My Old Man was eight or ten when Grandfather took Papa on a series of trips; none were overseas, or far out of state. They started in a Packard touring car and later shifted to what I think was a LaSalle.
They went to the battlefields where Grandfather fought, of course – sixty years after the War Between the States, that was what one did, although there were fewer markers, no park rangers and fewer tourists back then. The soft-toned sepia pictures show Grandfather lounging beside a stone bridge near Sharpsburg, investigating a grassed-over rifle pit on another battlefield, and smiling through a bristle-brush moustache as my father and (we think) a younger cousin climb on a marker made from a cannon at Petersburg.
They didn’t just relive the glory days of Mr. Traylor’s youth. At various times, they visited Stratford Hall, Williamsburg (where we had relatives), Mount Vernon and Monticello. They visited Appomattox, a visit that would eventually inspire my father to join the fight to save poor Wilbur McLean’s farm.
They haunted ancient side streets in Richmond, and visited backwoods crossroads that were forgotten as quickly as they were passed through by Mosby’s Raiders, Cornwallis’ foraging Redcoats and Powhatan’s Blackhearts.
I was about the age of my dad in those photos when for some reason, the Old Man and I had our first father-son journey of note.
We had made the usual family trip to visit Grandmother Covert in Colonial Beach, and Aunt Eleanor in Arlington. For some reason, Mother was staying a few days longer than Papa could, and arrangements were made for Uncle Bob and Aunt Doris to bring her home.
The fruit trees were blooming; that much I can remember. We skipped church to hit the road, and beat the traffic coming out of Washington City and Richmond. We were driving in his beloved Chrysler, with the windows down, and I had a snapbrim hat very similar to his.
Papa and I made a rapid trip through history that sunny Sunday; we visited the spot where John Wilkes Booth died after guaranteeing the South would suffer under the traitorous Andrew Johnson. We searched a street in Petersburg for the Traylor family homeplace (we never found out for sure if we located the right house.) We had a soft drink at a country store that defied community standards and was open on a Sunday afternoon.
Papa and I made many such trips, but none were ever as extensive as that longer-than-necessary ride home from Virginia. We didn’t hit every historic spot, nor even every historic spot where our ancestors had trod, but we did make a few through the years.

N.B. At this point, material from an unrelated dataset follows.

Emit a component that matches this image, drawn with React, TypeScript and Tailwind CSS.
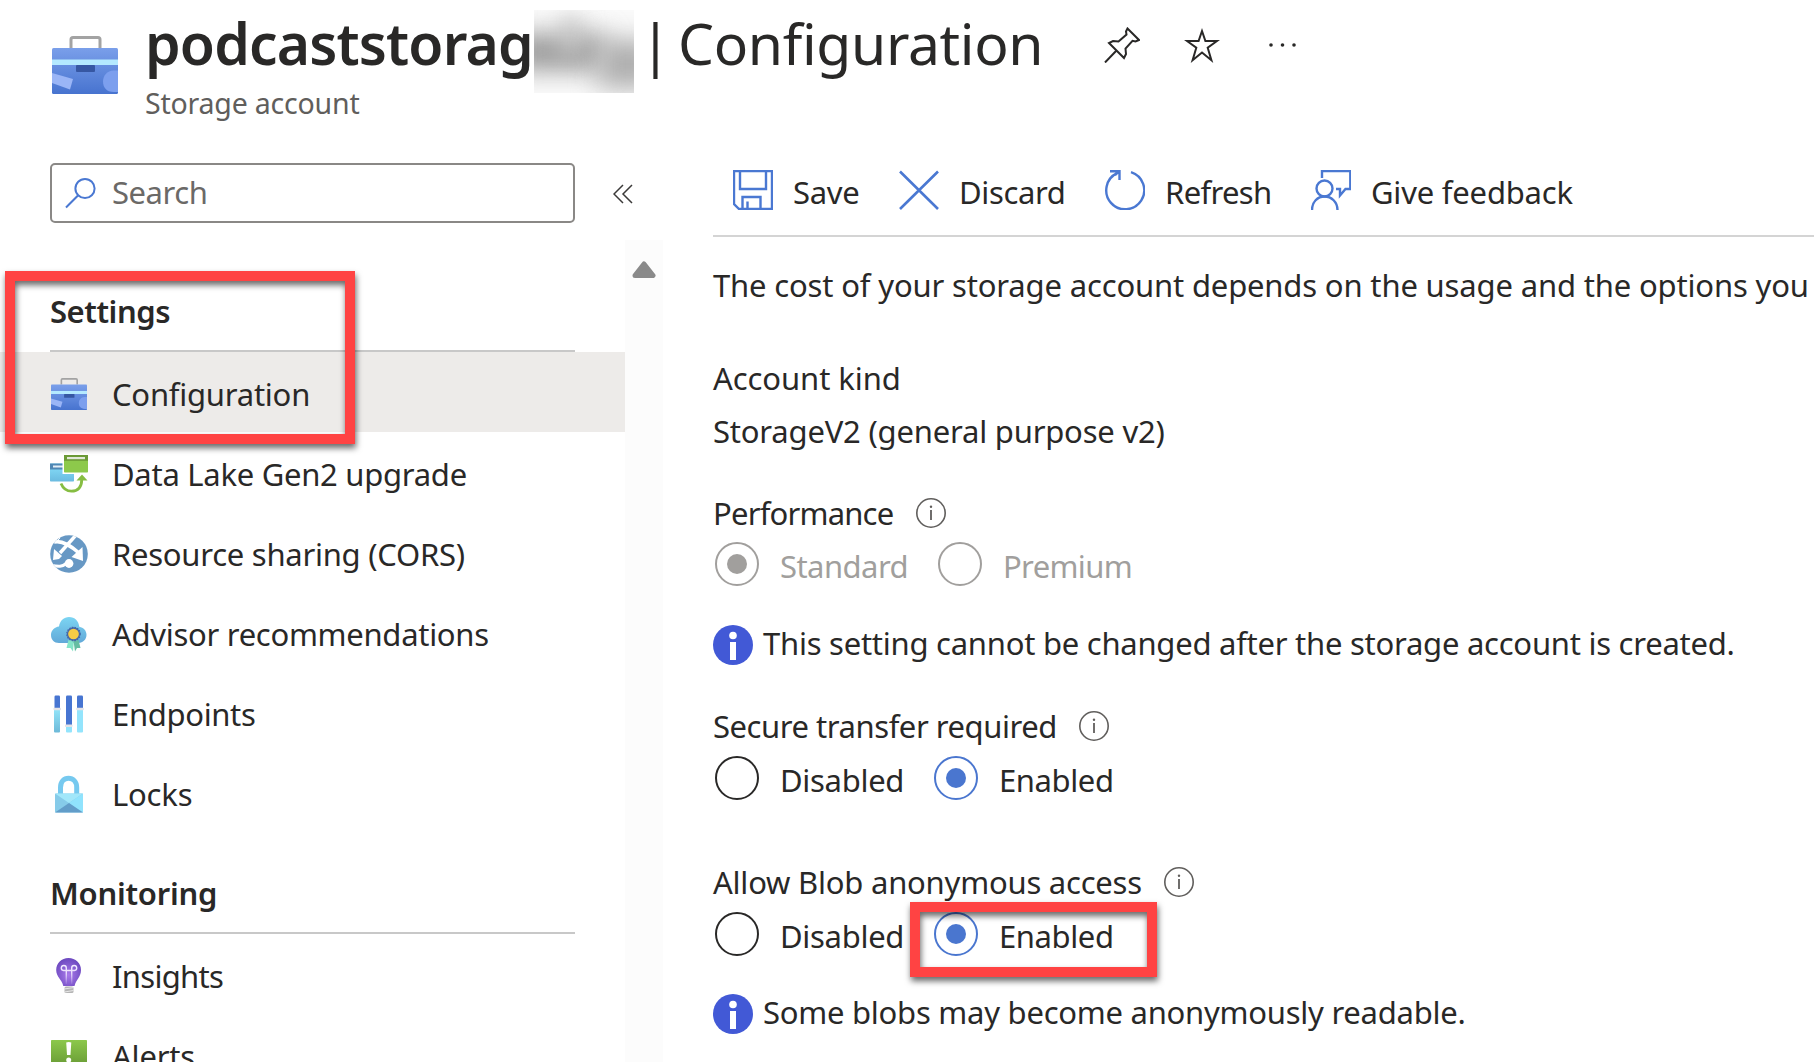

Most of our trips, however, were short: interviews, taking photos for the paper, scrounging parts for cars or my truck, and just “showing the flag” – visiting country stores and country people, listening and visiting and learning and discovering, letting folks know they were appreciated. Sometimes there was a souvenir of some kind from the trip, a memento of no real rhyme nor reason save that it was special to me or him or us at the time.
Books, old bullets, the occasional soft drink bottle, a pocketknife or fishing lure, a piece of hardware whose purpose has long since become part of history. They were just tangible pieces of different memories born on a thousand back roads.
Oh, and the rock?
Grandfather Traylor was an historic rebel, and I don’t mean just because he wore the Confederate gray. He was a member of the group of professional and amateur historians who were determined that the original colony of Jamestown was not located where other historians had decided it had to have been. This disagreement elicited dueling letters to newspapers, books, magazine articles and according to legend, a fistfight between a couple of otherwise staid, well-respected intellectuals.
I do not know how vigorous a role Mr. Traylor played in that particular war, but I do know he took Papa to a spot where the dissidents swore Jamestown was actually established. The rock on my desk was a ballast stone from that disputed locale, retrieved by my father as a boy. Through the years, I have held onto that stone as I have a ballast rock from my mother’s birthplace, up on the Potomac.
Mr. Traylor passed away when Papa was a teenager; Papa was close to his age when we received a copy of Smithsonian magazine in the mail with an article on “Jamestown Rediscovered.” Idly flipping through it, Papa stopped on a page showing an overlay of an early archaeological dig and the presumed place of Jamestown.
Turns out that the rebels were right after all.
Modern digs have proven that the place my great-grandfather and his friends swore was the first permanent settlement was, indeed, the right spot.
I’ve never been to Jamestown, but I hope to visit someday. Maybe I can find the marshy little beach where my father and Mr. Traylor picked up their stone. I’d really love to do so, but until I can, I have my stone.
It may just be a rock to some folks, but to me, it’s more. It’s a simple souvenir, but it’s also a special memory, one of many born on a thousand back roads, and passed down through the generations.